Nous nous retrouvons seuls dans nos chambres, les yeux rivés sur nos écrans. Une enquête de l’Université de Sherbrooke menée en septembre 2020 révèle que, parmi une population québécoise affligée par l’anxiété et la dépression, ce sont les adultes de 18 à 24 ans qui en souffrent le plus (37 %). Nous ne pouvons plus compter sur une communauté universitaire pour nous épauler en cas de détresse. Les services d’aide psychologique des universités, désormais en ligne, ont perdu en chaleur et en humanité. On ne commence qu’à entrevoir l’effet de l’isolement sur la santé mentale déjà fragile des étudiants.
Manque d’espace ou de silence, enfants, difficultés d’apprentissage, mauvaise connaissance des technologies : le fossé est grand entre ceux et celles qui sont dans des conditions propices à la réussite en ligne et ceux et celles qui ne le sont pas. La pression s’accumule sur les étudiants en difficulté financière, qui doivent désormais se procurer Internet haute vitesse et un ordinateur dernier cri. Le dépaysement et une intégration presque impossible attendent les arrivants de l’international. La plupart des étudiants de première année n’ont pas eu la chance de rencontrer leurs camarades de classe et doivent s’adapter au milieu universitaire sans le soutien d’un seul visage connu. L’enseignement à distance accroît progressivement les iniquités au sein de la communauté étudiante.
Si nous trouvons important d’exposer notre réalité, c’est parce que nous croyons que les universités québécoises peuvent faire mieux, dans le respect des mesures de la santé publique.
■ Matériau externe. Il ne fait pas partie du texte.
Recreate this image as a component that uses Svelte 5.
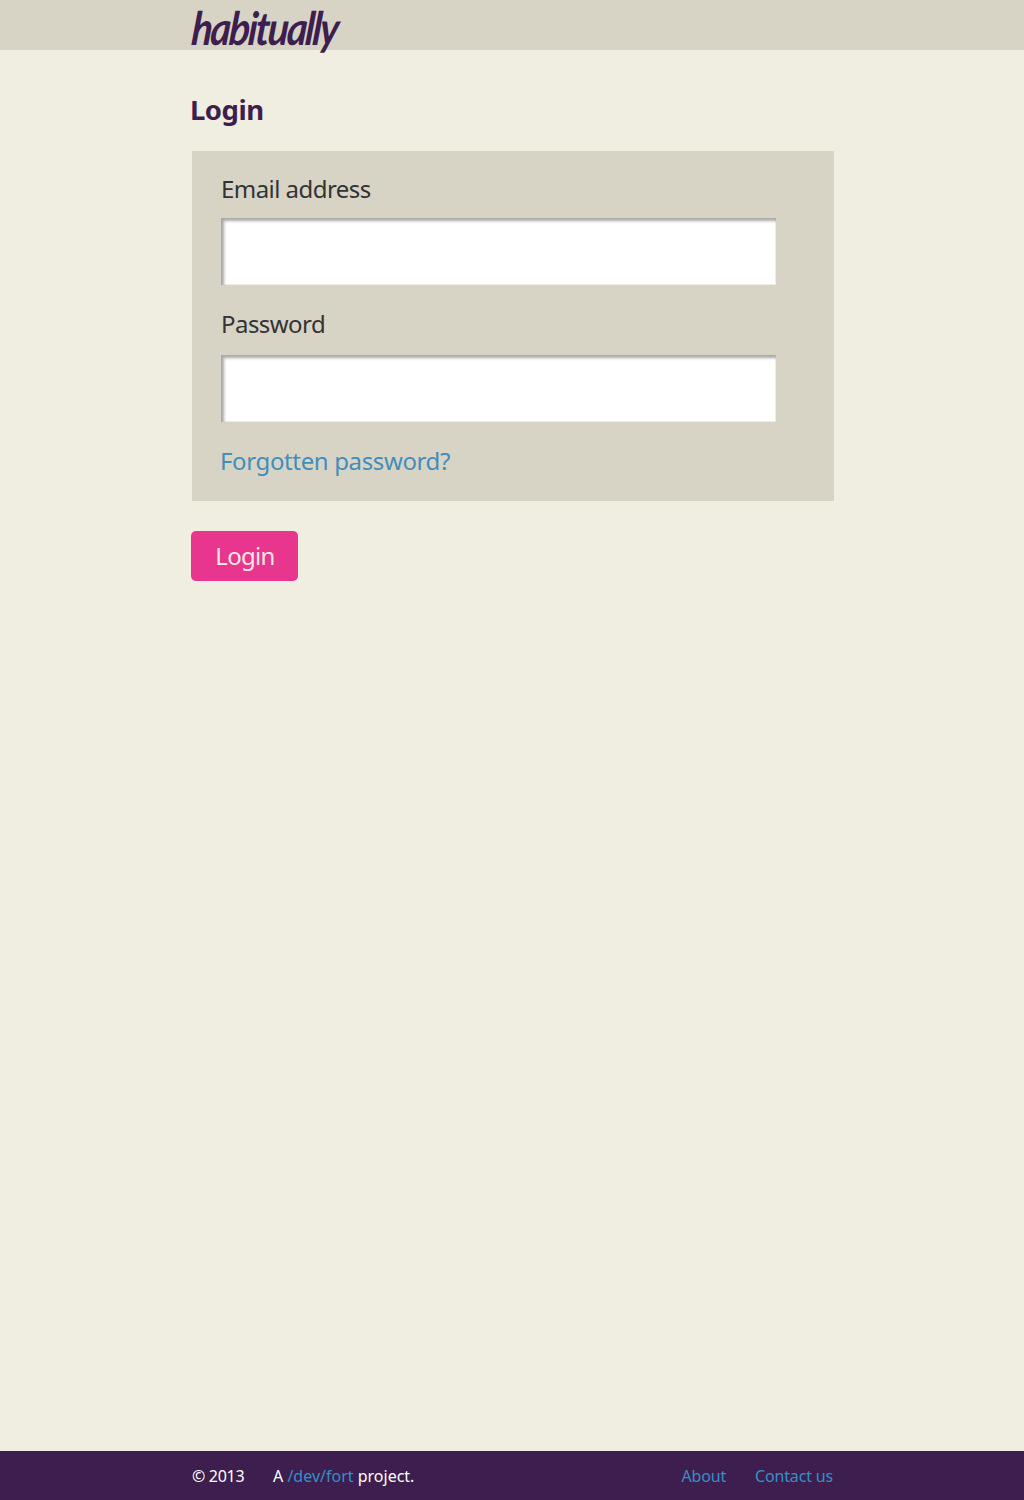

Pourquoi ne s’inspireraient-elles pas de l’Université Oxford, qui entame sa rentrée d’automne en reconnaissant que des activités en présentiel pour tous et toutes sont essentielles, de l’Université de Lausanne, qui a séparé son corps étudiant en trois cohortes qui peuvent tour à tour venir apprendre en personne sur son campus, ou encore de l’Université de Sherbrooke, qui se sert d’églises pour accroître sa capacité d’accueil respectueux de la distanciation sociale ?
Nous comprenons l’importance d’écouter la science, étant à l’avant-plan de la lutte contre les changements climatiques depuis des années. Nous voulons collaborer et porter le masque. Mais nous demandons à retrouver les bancs d’université.
* Ce texte a été rédigé et révisé par plus de 140 étudiants universitaires de différents établissements.